I reminded him that rap was ubiquitous, you have it everywhere in East Africa too, even among the Asians.
In spite of his evident African features, there was no way he could make his wife, Shamim, acknowledge his Matumbi origins. “Why
do you want to bring this hypothetical connection into our lives?” she asked bitterly. The very thought caused her anguish, and he could well be guilty of mental cruelty. “The kids have enough handicaps as it is without your Matumbi complex.”
After all their training in violin, voice, and piano, it was not Bach or Beethoven but 50 Cent and Beyoncé they went for, and he had muttered cynically that that surely was the subversive Matumbi gene wreaking havoc on a mother’s ambitions.

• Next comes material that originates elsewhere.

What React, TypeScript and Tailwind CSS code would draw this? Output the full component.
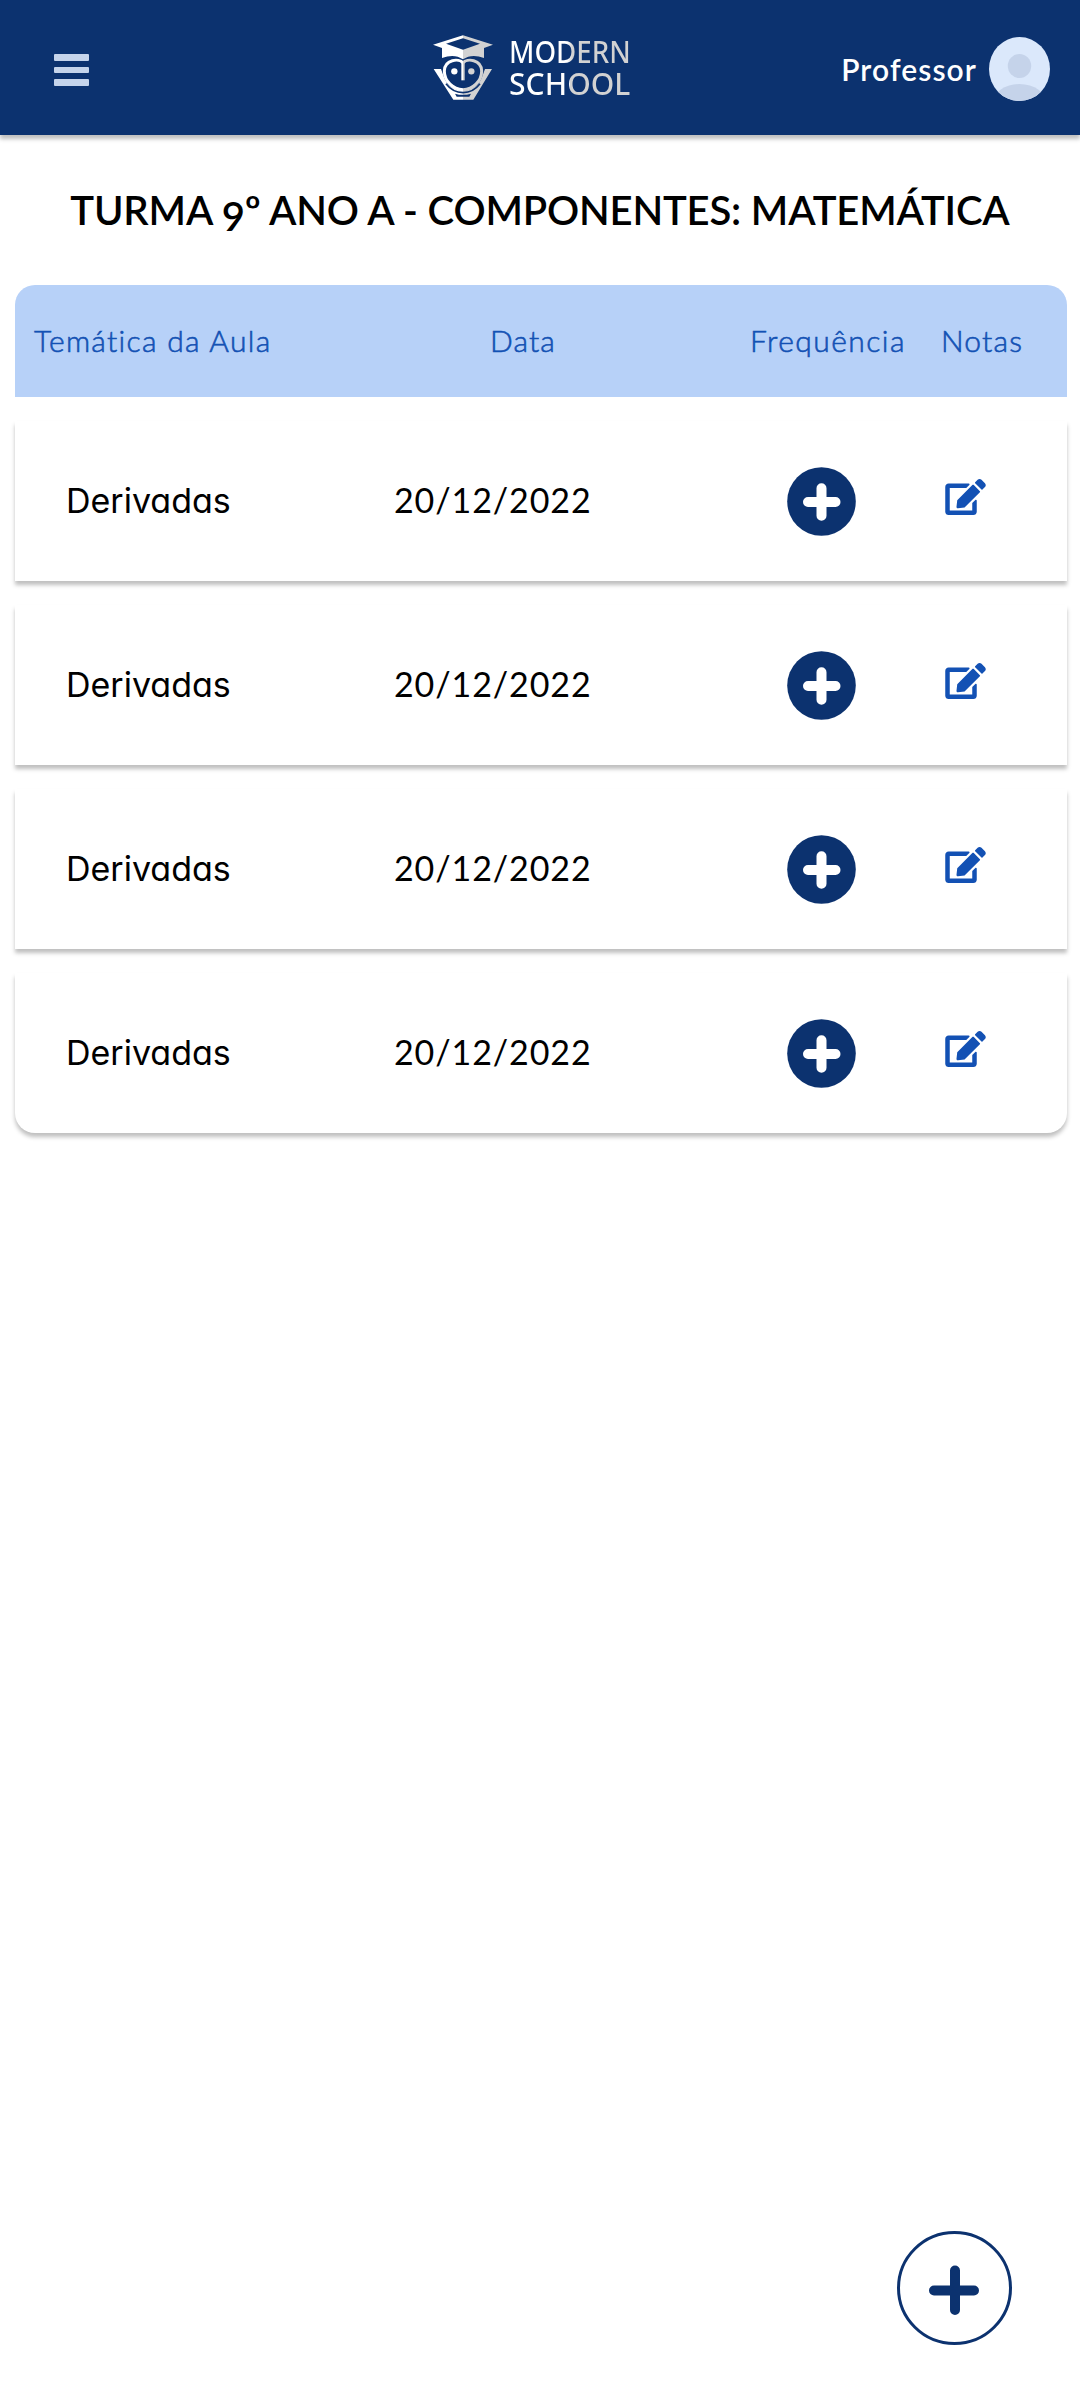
import { FaEdit } from "react-icons/fa";

const lessons = [
  { id: 1, topic: "Derivadas", date: "20/12/2022" },
  { id: 2, topic: "Derivadas", date: "20/12/2022" },
  { id: 3, topic: "Derivadas", date: "20/12/2022" },
  { id: 4, topic: "Derivadas", date: "20/12/2022" },
];

function OwlMark() {
  return (
    <svg className="h-[66px] w-[60px] shrink-0" viewBox="39 44 180 198" fill="none">
      <defs>
        <linearGradient id="mark" gradientUnits="userSpaceOnUse" x1="39" y1="0" x2="219" y2="0">
          <stop offset="0" stopColor="#fff" />
          <stop offset="0.5" stopColor="#fff" />
          <stop offset="0.5" stopColor="#d2d2d2" />
          <stop offset="1" stopColor="#d2d2d2" />
        </linearGradient>
      </defs>
      <path
        fill="url(#mark)"
        fillRule="evenodd"
        d="M39 73L129 45L219 73L192 83V113Q155 99 129 117Q103 99 66 113V83ZM78 70L129 88L180 70L129 54Z"
      />
      <path fill="url(#mark)" d="M41 146H63L74 176Q86 206 129 212Q172 206 184 176L195 146H216L160 238H100Z" />
      <path
        fill="#0c326f"
        stroke="url(#mark)"
        strokeWidth="9"
        d="M129 127C117 114 74 116 73 152C73 184 100 206 129 208C158 206 185 184 185 152C184 116 141 114 129 127Z"
      />
      <path stroke="#0c326f" strokeWidth="5" d="M78 190Q98 216 129 217Q160 216 180 190" />
      <path fill="#0c326f" d="M105 220Q129 227 153 220L148 229H110Z" />
      <path fill="url(#mark)" d="M124 122H134V180H124Z" />
      <circle cx="103" cy="153" r="9.5" fill="#fff" />
      <circle cx="154" cy="153" r="9.5" fill="#d2d2d2" />
    </svg>
  );
}

function Header() {
  return (
    <header className="flex h-[135px] items-start bg-[#0c326f] shadow-[0_4px_4px_rgba(0,0,0,0.25)]">
      <button aria-label="Menu" className="mt-[54px] ml-[54px] flex w-[35px] flex-col gap-[6px]">
        <span className="h-[6.5px] rounded-[1px] bg-[#c5d4eb]" />
        <span className="h-[6.5px] rounded-[1px] bg-[#c5d4eb]" />
        <span className="h-[6.5px] rounded-[1px] bg-[#c5d4eb]" />
      </button>
      <div className="mt-[35px] ml-[344px] flex w-[210px]">
        <OwlMark />
        <div className="ml-[16px] flex flex-col font-['Noto_Sans',sans-serif] text-[31px] leading-[31px] font-medium whitespace-nowrap">
          <span className="mt-[1px] w-[136px] origin-left scale-x-[0.893] bg-[linear-gradient(90deg,#fff_48%,#d2d2d2_52%)] bg-clip-text text-transparent">
            MODERN
          </span>
          <span className="mt-[1px] w-[126px] origin-left scale-x-[0.97] bg-[linear-gradient(90deg,#fff_50%,#d2d2d2_50%)] bg-clip-text text-transparent">
            SCHOOL
          </span>
        </div>
      </div>
      <div className="mt-[37px] mr-[30px] ml-auto flex h-16 items-center">
        <span className="mr-[12px] font-['Lato',sans-serif] text-[30px] leading-[40px] font-semibold tracking-[1.1px] text-white">
          Professor
        </span>
        <svg className="h-16 w-[61px]" viewBox="0 0 61 64">
          <clipPath id="avatar">
            <ellipse cx="30.5" cy="32" rx="30.5" ry="32" />
          </clipPath>
          <g clipPath="url(#avatar)">
            <rect width="61" height="64" fill="#dbe8fb" />
            <ellipse cx="30.5" cy="29" rx="11.7" ry="12" fill="#c5d3ea" />
            <ellipse cx="30.5" cy="67" rx="27" ry="20" fill="#c5d3ea" />
          </g>
        </svg>
      </div>
    </header>
  );
}

export default function App() {
  return (
    <div className="flex min-h-[2400px] flex-col bg-white">
      <Header />
      <h1 className="mt-[50px] text-center font-['Lato',sans-serif] text-[40px] leading-[50px] font-semibold tracking-[-0.17px] whitespace-nowrap text-black">
        TURMA <span className="relative top-[6px]">9</span>º ANO A - COMPONENTES: MATEMÁTICA
      </h1>

      <main className="mt-[50px] ml-[15px] flex w-[1052px] flex-col gap-6">
        <div className="flex h-[112px] items-center rounded-t-[20px] bg-[#b7d1f8] pb-[2px] font-['Lato',sans-serif] text-[30px] font-light text-[#1351b4] [-webkit-text-stroke:0.6px_#1351b4]">
          <span className="ml-[19px] w-[456px] tracking-[1.3px]">Temática da Aula</span>
          <span className="w-[260px] tracking-[1.1px]">Data</span>
          <span className="w-[191px] tracking-[1.45px]">Frequência</span>
          <span className="tracking-[1.2px]">Notas</span>
        </div>

        {lessons.map((lesson) => (
          <div
            key={lesson.id}
            className="flex h-[160px] items-center bg-white text-[34px] text-black shadow-[0_4px_4px_rgba(0,0,0,0.25)] last:rounded-b-[20px]"
          >
            <span className="ml-[51px] w-[328px] pb-[2px] font-['Inter',sans-serif] [font-feature-settings:'cv11']">
              {lesson.topic}
            </span>
            <span className="w-[393px] shrink-0 pb-[3px] font-['Lato',sans-serif] tracking-[0.9px]">{lesson.date}</span>
            <button aria-label="Registrar frequência" className="w-[158px]">
              <svg className="h-[69px] w-[69px]" viewBox="0 0 69 69">
                <circle cx="34.5" cy="34.5" r="34.3" fill="#0c326f" />
                <path d="M34.5 21.2V48.8M21 35H48.5" stroke="#fff" strokeWidth="10" strokeLinecap="round" />
              </svg>
            </button>
            <button aria-label="Editar notas" className="-mt-2">
              <FaEdit className="h-9 w-[41px] text-[#1351b4]" />
            </button>
          </div>
        ))}
      </main>

      <button aria-label="Adicionar aula" className="mt-auto mr-[68px] mb-[55px] self-end">
        <svg className="h-[114px] w-[115px]" viewBox="0 0 115 114" fill="none" stroke="#0c326f">
          <ellipse cx="57.5" cy="57" rx="56" ry="55.5" strokeWidth="3" />
          <path d="M58 39.5V79M37 59.5H77" strokeWidth="10" strokeLinecap="round" />
        </svg>
      </button>
    </div>
  );
}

That day, when Mama informed him of her Matumbi origins, he had surreptitiously examined himself in the mirror. Nothing different. What did he expect? Something else in the nose, the lips? And after that argument with Shamim he would see her examining the children for any vestiges of Africa.
It was easy to get sentimental and recall those drawings from the histories and see your mother’s grandmother chained in a train of slaves, then in the market picked by an Indian merchant. Your great-grandfather. What does it matter now? Go and make your future, as Mama said. And he had made it. Do we owe anything to the past? A silly question?—the past is over—or a profound one?—we are part of a continuity.
I would have given him a publisher’s answer: it’s important if it’s interesting, and you have made it so.
I was of course keenly waiting for him to get back to Mzee Omari the blind poet, our historian.
He had been drafted to be her teacher, the mwalimu, superior and domineering, who was privileged to go to the Asian school. He had agreed to share with her the precious knowledge he himself received, with which she could hold her head up with pride in that world away from the humble Swahili quarter of Kilwa, on the other side of the German monument. She could become somebody special, just as he would become. Over the months they’d become friends; her former awe and respect had yielded to a certain kind of familiarity. But he had ruefully come to accept that she was not very bright, her interest in his lessons limited, often feigned and fleeting. There were weeks when she did not show up. And when she did, the sessions on the floor ended at times in their moments of amusement. Her nickname for him was Bwana Hodari, Mr. Clever.